Rolling Vineyards in Sonoma

Sonoma Winery Delivers Quality with Value
— An Interview with the Proprietors of Charles Creek Vineyard

I'm normally very cautious about making sweeping generalizations when it comes to wine.  As an artisan-driven product with a dizzying array of styles, production techniques, regions of origin, distribution channels, and variations stemming from climate and soil, wine is entirely too complex to sum up with a single turn of phrase or flourish of hand.  But when it comes to the wines of Northern California, namely from the likes of Napa and Sonoma, there's one generalization that I have no hesitation with asserting: they are expensive.  That is, of course, if you're looking for wines of quality.  Granted, it might be stating the obvious that a price tag must be high for something well made.  But if we take a good look at the continuum of wines produced in this region, many will agree that below $30 per bottle retail, their quality sharply plummets into a category overwhelmingly dominated by the uninspired and insipid.  Much of it frankly verges on plonk.  There are, however, a few regional producers who manage to make wines of exceptional value in the $20 to $25 range, one of which is Sonoma's Charles Creek Vineyard.  In an effort to learn the story behind the portfolio of wines I admire so much for its remarkable quality in the context of great value, I spoke with the winery's proprietors, Bill and Gerry Brinton, over a casual lunch on Sonoma's main square.
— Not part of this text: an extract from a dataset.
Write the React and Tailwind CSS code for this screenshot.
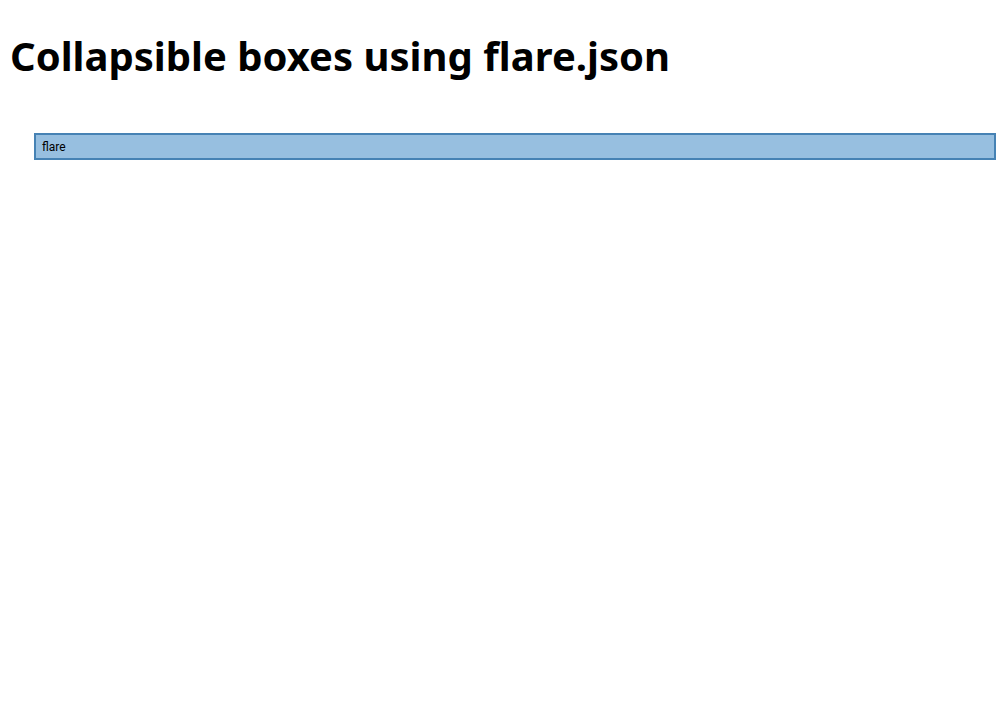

[After working for some time in the corporate world, following their respective stints at ivy-covered business schools on the east coast, the Brintons moved to California and bought their property in Sonoma in 1984.  It was a return to the Golden State for both of them.  Gerry, though an Iowan by birth, had lived here many years prior, while Bill himself had been born and raised in the area.  The experience was a new one, however, for the recent additions to the family and impetus for ultimately leaving city life behind: their two toddlers.  Once their two sons had become old enough, the seed of a wine dream that had been planted years prior finally began to sprout.]

BB: The dream really started about doing something in the wine business when we first moved up here.  But we weren't really ready to do it while the kids were still young because, you know, family comes first.  We let them get though college before we got into the wine business.  In the meantime, we actually had a beverage company that was headquartered down in Brisbane; it was a fresh juice and nutritional drink company.  But we couldn't really do both at the same time (we had had it since 1993), so we sold it in 2000 to Naked Juice in Los Angeles, and then moved up here [to Sonoma].  By that time, with our kids away at college and having sold the [drink] business, were were free of a lot of our entanglements and we were then able to focus on making wine.  We had planted [Chardonnay] grapes on our property in '92, and had our first harvest there in '95.  But I just wasn't happy with the quality of the Chardonnay that we were getting from our vineyard there, so I budded over to Merlot.  But then I still wasn't happy with the Merlot, so I took it all out and cleared the area of the vineyard, and we've since decided to put a solar farm in there!  {laughter} This is only a little parcel…

GB: … It's only a one-acre vineyard; it's not a big deal!

BB: So we want to get off the [power] grid.  We'll use the vineyard for helping to save money on our electrical bills!  We also realize that we're not farmers.  Even though we have a farming background from our families, from our roots, we like to let the best people do their thing for us, and we like to partner with different vineyards — people like the Sangiacomos, people over in Napa, the Stagecoach, the Krupp family; we had some relationships with Hyde, with Dutton, with lots of different and really well-known growers.